As the series begins, Tara has stopped taking her meds, which opens the doors for her other personalities to reveal themselves, usually at stressful or inappropriate times. In the first episode, Tara/Buck beats up Kate’s physically abusive boyfriend. In another, she appears at a parent-teacher conference as Alice.
This first season establishes Tara’s uniquely dysfunctional family dynamic (“It doesn’t have to be weird,” Tara offers at one point as she is debriefed about one of her alter’s latest shenanigans) and is propelled by the mystery of what traumatic incident caused Tara to crack. Diablo Cody, the Oscar-winning screenwriter of Juno, created and cowrote the series, and for the most part she cools it with the distracting Cody-speak.

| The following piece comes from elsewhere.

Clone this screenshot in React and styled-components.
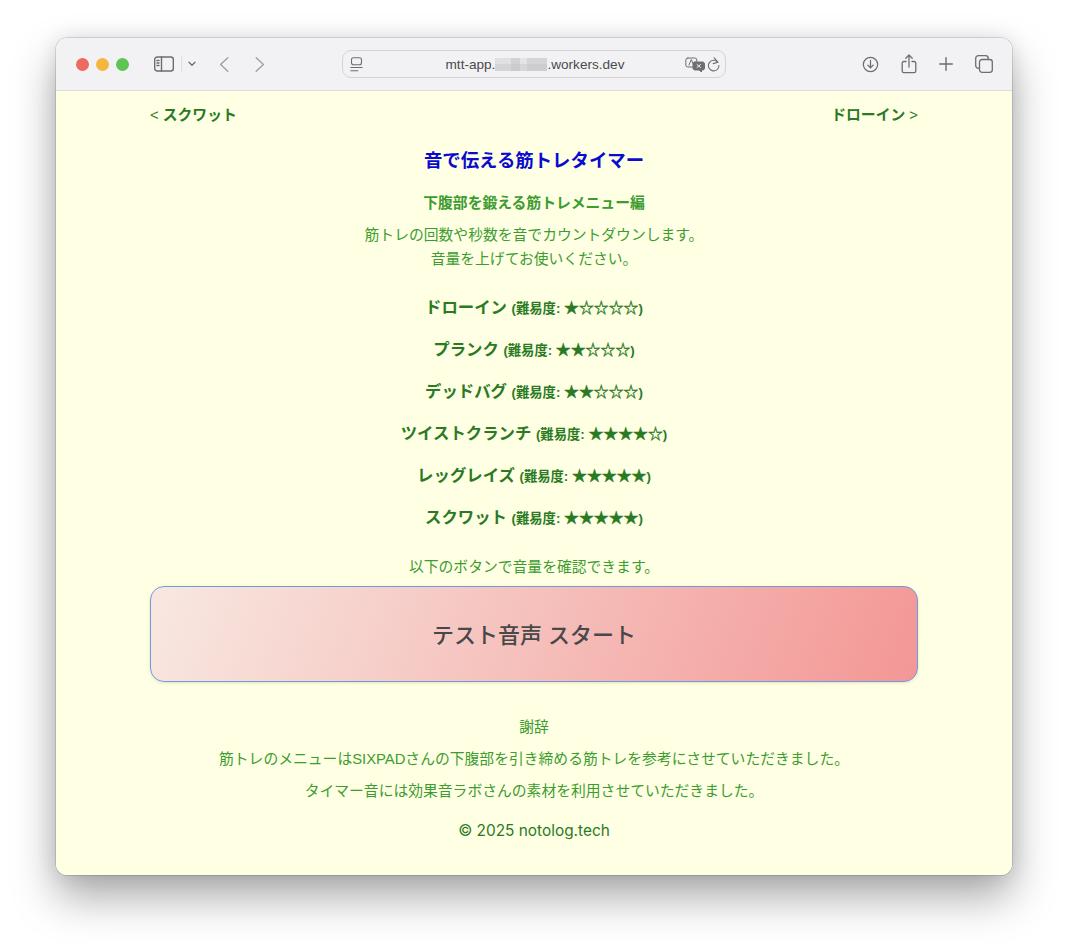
import React from "react";
import styled, { createGlobalStyle } from "styled-components";

const Global = createGlobalStyle`
  html, body { margin: 0; padding: 0; background: #fff; }
  body { font-family: "Liberation Sans", "Noto Sans CJK JP", sans-serif; }
`;

const Page = styled.div`
  width: 1068px;
  height: 949px;
  box-sizing: border-box;
  padding: 38px 56px 0;
  overflow: hidden;
`;

const Win = styled.div`
  width: 956px;
  border-radius: 11px;
  overflow: hidden;
  box-shadow: 0 0 0 0.5px rgba(0, 0, 0, 0.24), 0 22px 44px rgba(0, 0, 0, 0.34), 0 0 20px rgba(0, 0, 0, 0.1);
`;

const Toolbar = styled.div`
  height: 53px;
  box-sizing: border-box;
  background: #f2f2f5;
  border-bottom: 1px solid #dcdcdc;
  display: flex;
  align-items: center;
  padding: 0 19px 0 20px;
`;

const Lights = styled.div`
  display: flex;
  gap: 7px;
  margin-right: 25px;
`;

const Light = styled.span`
  width: 13px;
  height: 13px;
  border-radius: 50%;
  background: ${(p) => p.$c};
`;

const Icon = styled.svg`
  display: block;
  flex: none;
  fill: none;
  stroke: ${(p) => p.$s || "#6e6e70"};
  stroke-width: ${(p) => p.$w || 1.4};
  stroke-linecap: round;
  stroke-linejoin: round;
  margin-left: ${(p) => p.$ml || 0}px;
`;

const Divider = styled.span`
  width: 1px;
  height: 16px;
  background: #dedee0;
  margin-left: 7px;
`;

const Address = styled.div`
  width: 384px;
  height: 28px;
  box-sizing: border-box;
  margin-left: 77px;
  border: 1px solid #d3d3d6;
  border-radius: 9px;
  display: flex;
  align-items: center;
  padding: 0 5px 0 7px;
`;

const Url = styled.div`
  flex: 1;
  display: flex;
  justify-content: center;
  align-items: center;
  font-size: 13.6px;
  color: #4a4a4c;
  padding-left: 22px;
`;

const Blur = styled.span`
  display: inline-block;
  width: 52px;
  height: 13px;
  background:
    linear-gradient(180deg, transparent 0 45%, rgba(190, 190, 194, 0.35) 45% 100%),
    linear-gradient(90deg, #e0e0e2 0 30%, #d2d2d5 30% 48%, #e4e4e6 48% 62%, #d5d5d8 62% 100%);
`;

const ToolRight = styled.div`
  margin-left: auto;
  display: flex;
  align-items: center;
  gap: 22px;
`;

const Content = styled.div`
  background: #ffffe3;
  padding: 12px 94px 32px;
  text-align: center;
  color: #3c9c30;
  font-size: 14.8px;
  line-height: 24px;
`;

const Nav = styled.nav`
  display: flex;
  justify-content: space-between;
  font-weight: 700;
  color: #2a7a24;
`;

const NavLink = styled.a`
  color: inherit;
  text-decoration: none;
`;

const Arrow = styled.span`
  font-weight: 400;
`;

const Title = styled.h1`
  margin: 22px 0 0;
  font-size: 18.4px;
  line-height: 24px;
  font-weight: 700;
  color: #0a0ad0;
`;

const Sub = styled.h2`
  margin: 18px 0 0;
  font-size: 14.8px;
  line-height: 24px;
  font-weight: 700;
  color: #3c9c30;
`;

const Para = styled.p`
  margin: ${(p) => p.$mt ?? 0}px 0 0;
`;

const List = styled.ul`
  list-style: none;
  margin: 24px 0 0;
  padding: 0;
  display: flex;
  flex-direction: column;
  gap: 18px;
`;

const Item = styled.li`
  height: 24px;
  font-size: 16.4px;
  font-weight: 700;
  color: #2a7a24;
`;

const Level = styled.small`
  font-size: 13.3px;
  line-height: 1;
`;

const Stars = styled.span`
  font-size: 14.9px;
  line-height: 1;
  -webkit-text-stroke: 0.3px #2a7a24;
`;

const TestButton = styled.button`
  display: block;
  width: 100%;
  height: 96px;
  margin-top: 7px;
  padding: 0 0 2px;
  border: 1px solid #6f9bd8;
  border-radius: 14px;
  background: linear-gradient(110deg, #f8e8e1 0%, #f39795 100%);
  box-shadow: 0 1px 3px rgba(0, 0, 0, 0.12);
  color: #48484a;
  font-family: inherit;
  font-size: 22px;
  font-weight: 500;
`;

const Thanks = styled.p`
  margin: ${(p) => p.$mt}px 0 0;
`;

const Copy = styled.p`
  margin: 16px 0 0;
  font-size: 15.4px;
  color: #2a7a24;
  font-family: "Inter", "Liberation Sans", sans-serif;
`;

const items = [
  ["ドローイン", "★☆☆☆☆"],
  ["プランク", "★★☆☆☆"],
  ["デッドバグ", "★★☆☆☆"],
  ["ツイストクランチ", "★★★★☆"],
  ["レッグレイズ", "★★★★★"],
  ["スクワット", "★★★★★"],
];

export default function App() {
  return (
    <Page>
      <Global />
      <Win>
        <Toolbar>
          <Lights>
            <Light $c="#ec6a5e" />
            <Light $c="#f4b63f" />
            <Light $c="#5fc454" />
          </Lights>
          <Icon width="20" height="16" viewBox="0 0 20 16">
            <rect x="0.7" y="1" width="18.6" height="14" rx="2.5" />
            <path d="M7.5 1v14M3 4.5h2M3 7h2M3 9.5h2" />
          </Icon>
          <Divider />
          <Icon width="8" height="6" viewBox="0 0 8 6" $ml={6} $w={1.3}>
            <path d="M1 1.2l3 3 3-3" />
          </Icon>
          <Icon width="10" height="15" viewBox="0 0 10 15" $ml={23} $s="#a0a0a2" $w={1.4}>
            <path d="M8.8 0.8L1.6 7.5l7.2 6.7" />
          </Icon>
          <Icon width="10" height="15" viewBox="0 0 10 15" $ml={26} $s="#a0a0a2" $w={1.4}>
            <path d="M1.2 0.8l7.2 6.7-7.2 6.7" />
          </Icon>
          <Address>
            <Icon width="13" height="15" viewBox="0 0 13 15" $w={1.1}>
              <rect x="1.5" y="0.8" width="10" height="7" rx="2" />
              <path d="M0.8 10.5h11.4M0.8 13.8h7" />
            </Icon>
            <Url>
              mtt-app.
              <Blur />
              .workers.dev
            </Url>
            <Icon width="20" height="15" viewBox="0 0 20 15" $w={1}>
              <rect x="0.8" y="1" width="11" height="9" rx="2" />
              <path d="M4 8l2.3-5.5L8.6 8" />
              <path d="M10 5h7.5a2 2 0 0 1 2 2v4a2 2 0 0 1-2 2h-1v2l-2.5-2H10a2 2 0 0 1-2-2V7a2 2 0 0 1 2-2z" fill="#6e6e70" />
              <path d="M12 7.5l3.5 3M15.5 7.5l-3.5 3" stroke="#f2f2f5" />
            </Icon>
            <Icon width="13" height="15" viewBox="0 0 13 15" $ml={2} $w={1.1}>
              <path d="M10.8 5.2A5.3 5.3 0 1 0 12 8.6" />
              <path d="M7.2 0.8l3.6 4.4-4.6 1.4" />
            </Icon>
          </Address>
          <ToolRight>
            <Icon width="17" height="17" viewBox="0 0 19 19" $w={1.4}>
              <circle cx="9.5" cy="9.5" r="8" />
              <path d="M9.5 5v8M6.5 10.2l3 3 3-3" />
            </Icon>
            <Icon width="16" height="20" viewBox="0 0 16 20" $w={1.3}>
              <path d="M5 7.5H2.8a1.6 1.6 0 0 0-1.6 1.6v8a1.6 1.6 0 0 0 1.6 1.6h10.4a1.6 1.6 0 0 0 1.6-1.6v-8a1.6 1.6 0 0 0-1.6-1.6H11" />
              <path d="M8 13V1.2M4.8 4.2L8 1l3.2 3.2" />
            </Icon>
            <Icon width="14" height="14" viewBox="0 0 14 14" $w={1.4}>
              <path d="M7 0.7v12.6M0.7 7h12.6" />
            </Icon>
            <Icon width="18" height="18" viewBox="0 0 18 18" $w={1.3}>
              <rect x="4.5" y="4.5" width="12.8" height="12.8" rx="2.6" />
              <path d="M4.5 13.2H3.3a2.6 2.6 0 0 1-2.6-2.6V3.3A2.6 2.6 0 0 1 3.3.7h7.3a2.6 2.6 0 0 1 2.6 2.6v1.2" />
            </Icon>
          </ToolRight>
        </Toolbar>
        <Content>
          <Nav>
            <NavLink><Arrow>&lt;</Arrow> スクワット</NavLink>
            <NavLink>ドローイン <Arrow>&gt;</Arrow></NavLink>
          </Nav>
          <Title>音で伝える筋トレタイマー</Title>
          <Sub>下腹部を鍛える筋トレメニュー編</Sub>
          <Para $mt={8}>
            筋トレの回数や秒数を音でカウントダウンします。
            <br />
            音量を上げてお使いください。
          </Para>
          <List>
            {items.map(([name, stars]) => (
              <Item key={name}>
                {name} <Level>(難易度: <Stars>{stars}</Stars>)</Level>
              </Item>
            ))}
          </List>
          <Para $mt={26}>以下のボタンで音量を確認できます。</Para>
          <TestButton>テスト音声 スタート</TestButton>
          <Thanks $mt={33}>謝辞</Thanks>
          <Thanks $mt={8}>筋トレのメニューはSIXPADさんの下腹部を引き締める筋トレを参考にさせていただきました。</Thanks>
          <Thanks $mt={8}>タイマー音には効果音ラボさんの素材を利用させていただきました。</Thanks>
          <Copy>© 2025 notolog.tech</Copy>
        </Content>
      </Win>
    </Page>
  );
}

This series power-jams it with a superb ensemble cast, including Valerie Mahaffrey as Tara’s overwhelmed therapist, Patton Oswalt as Charmain’s sometime lover, Nathan Corddry as Kate’s too-attentive boss, and Pamela Reed and Fred Ward as Tara’s parents. The United States of Tara is an unconventional family dramedy and a sly look at gender roles (“Over the course of a day, how many different women do we have to be?,” a well-meaning new friend asks Tara at one point). And Collette is a marvel to watch.

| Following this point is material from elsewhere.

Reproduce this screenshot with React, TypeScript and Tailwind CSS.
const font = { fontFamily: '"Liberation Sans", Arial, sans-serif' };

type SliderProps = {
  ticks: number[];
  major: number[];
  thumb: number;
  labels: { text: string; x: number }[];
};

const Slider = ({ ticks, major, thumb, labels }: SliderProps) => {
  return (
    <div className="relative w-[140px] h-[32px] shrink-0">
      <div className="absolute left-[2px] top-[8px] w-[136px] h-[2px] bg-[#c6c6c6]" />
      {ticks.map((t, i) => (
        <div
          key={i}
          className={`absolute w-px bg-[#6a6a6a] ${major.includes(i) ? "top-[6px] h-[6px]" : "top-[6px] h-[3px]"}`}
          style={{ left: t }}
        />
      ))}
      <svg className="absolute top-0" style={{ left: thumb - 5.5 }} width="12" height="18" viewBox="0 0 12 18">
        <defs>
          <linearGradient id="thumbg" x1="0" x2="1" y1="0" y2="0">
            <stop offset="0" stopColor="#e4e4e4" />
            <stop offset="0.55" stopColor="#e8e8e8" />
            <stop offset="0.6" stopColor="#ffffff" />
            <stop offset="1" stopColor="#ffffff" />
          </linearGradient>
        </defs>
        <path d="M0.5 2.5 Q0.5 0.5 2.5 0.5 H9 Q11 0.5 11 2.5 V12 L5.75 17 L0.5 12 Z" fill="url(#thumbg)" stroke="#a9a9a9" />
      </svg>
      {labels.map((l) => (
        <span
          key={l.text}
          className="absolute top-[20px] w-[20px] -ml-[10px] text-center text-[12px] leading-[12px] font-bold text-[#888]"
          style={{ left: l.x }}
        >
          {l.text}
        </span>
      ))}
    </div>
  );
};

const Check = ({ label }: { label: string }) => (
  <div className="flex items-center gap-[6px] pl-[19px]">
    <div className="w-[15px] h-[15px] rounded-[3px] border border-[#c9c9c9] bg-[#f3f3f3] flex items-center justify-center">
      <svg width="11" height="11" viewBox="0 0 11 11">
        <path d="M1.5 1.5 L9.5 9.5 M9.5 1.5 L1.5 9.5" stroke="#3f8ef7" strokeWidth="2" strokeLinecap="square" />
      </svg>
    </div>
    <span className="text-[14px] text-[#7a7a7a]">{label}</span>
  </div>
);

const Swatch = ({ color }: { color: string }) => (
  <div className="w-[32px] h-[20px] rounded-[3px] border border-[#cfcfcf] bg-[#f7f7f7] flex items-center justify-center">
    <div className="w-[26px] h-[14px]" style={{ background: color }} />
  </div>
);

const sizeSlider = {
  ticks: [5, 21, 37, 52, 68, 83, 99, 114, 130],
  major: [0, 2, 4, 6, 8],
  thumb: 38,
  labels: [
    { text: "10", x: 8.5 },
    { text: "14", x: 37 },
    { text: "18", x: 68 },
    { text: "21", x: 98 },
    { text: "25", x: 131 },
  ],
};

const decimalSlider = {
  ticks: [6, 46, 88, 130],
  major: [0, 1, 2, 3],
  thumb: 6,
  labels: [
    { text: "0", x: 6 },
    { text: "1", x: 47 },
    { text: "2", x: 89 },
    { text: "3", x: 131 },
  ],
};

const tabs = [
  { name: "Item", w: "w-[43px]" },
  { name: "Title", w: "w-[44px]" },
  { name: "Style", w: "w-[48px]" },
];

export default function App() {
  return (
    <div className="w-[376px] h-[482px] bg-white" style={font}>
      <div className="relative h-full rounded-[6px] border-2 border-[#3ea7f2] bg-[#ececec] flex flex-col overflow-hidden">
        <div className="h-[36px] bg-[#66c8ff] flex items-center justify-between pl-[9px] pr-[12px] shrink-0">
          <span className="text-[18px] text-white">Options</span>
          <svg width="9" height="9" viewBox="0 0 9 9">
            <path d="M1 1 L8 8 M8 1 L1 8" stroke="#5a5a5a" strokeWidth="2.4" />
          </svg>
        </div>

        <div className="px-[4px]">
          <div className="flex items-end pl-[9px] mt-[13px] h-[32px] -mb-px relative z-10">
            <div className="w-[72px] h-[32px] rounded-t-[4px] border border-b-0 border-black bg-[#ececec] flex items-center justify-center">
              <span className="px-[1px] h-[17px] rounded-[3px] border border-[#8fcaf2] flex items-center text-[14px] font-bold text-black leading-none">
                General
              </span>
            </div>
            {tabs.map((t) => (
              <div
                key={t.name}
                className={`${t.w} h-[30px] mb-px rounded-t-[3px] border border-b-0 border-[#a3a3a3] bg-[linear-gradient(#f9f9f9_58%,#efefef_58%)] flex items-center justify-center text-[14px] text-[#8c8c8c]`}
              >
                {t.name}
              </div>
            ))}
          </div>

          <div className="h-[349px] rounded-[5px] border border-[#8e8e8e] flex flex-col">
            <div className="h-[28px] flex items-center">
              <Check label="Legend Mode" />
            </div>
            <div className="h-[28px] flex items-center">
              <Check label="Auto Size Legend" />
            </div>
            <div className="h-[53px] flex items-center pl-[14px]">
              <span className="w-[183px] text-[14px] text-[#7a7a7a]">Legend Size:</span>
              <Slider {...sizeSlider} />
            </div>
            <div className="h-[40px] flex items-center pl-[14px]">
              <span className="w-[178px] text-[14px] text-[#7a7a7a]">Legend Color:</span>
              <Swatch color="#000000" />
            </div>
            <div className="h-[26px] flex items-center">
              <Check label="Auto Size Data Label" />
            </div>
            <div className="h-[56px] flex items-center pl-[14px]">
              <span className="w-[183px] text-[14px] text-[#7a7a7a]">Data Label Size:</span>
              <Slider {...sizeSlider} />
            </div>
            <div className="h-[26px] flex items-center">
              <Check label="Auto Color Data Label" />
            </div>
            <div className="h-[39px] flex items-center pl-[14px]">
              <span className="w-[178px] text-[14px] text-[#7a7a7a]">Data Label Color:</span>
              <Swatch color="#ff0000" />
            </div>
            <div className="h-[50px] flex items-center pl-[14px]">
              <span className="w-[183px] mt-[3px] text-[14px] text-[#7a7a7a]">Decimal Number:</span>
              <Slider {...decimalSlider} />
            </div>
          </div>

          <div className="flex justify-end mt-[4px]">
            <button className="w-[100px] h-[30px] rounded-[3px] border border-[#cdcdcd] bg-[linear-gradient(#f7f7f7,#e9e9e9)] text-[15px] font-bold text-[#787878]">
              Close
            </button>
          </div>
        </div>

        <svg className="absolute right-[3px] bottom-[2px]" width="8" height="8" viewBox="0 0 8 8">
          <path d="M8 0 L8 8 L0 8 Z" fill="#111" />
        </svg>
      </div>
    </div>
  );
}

Character to watch: Toni Collette as Tara Gregson.
Journal your answers to the following questions after you watch the series.
- How does this particular character’s journey compare with yours?
- Did the character develop certain characteristics during the movie that you have or that you would like to have? If so, what are those characteristics?
- What obstacles did this character face? What was his or her biggest challenge?
- What would you have done differently if you had been in the same position as the character?
- Is this character the type of person you would be friends with? Why or why not?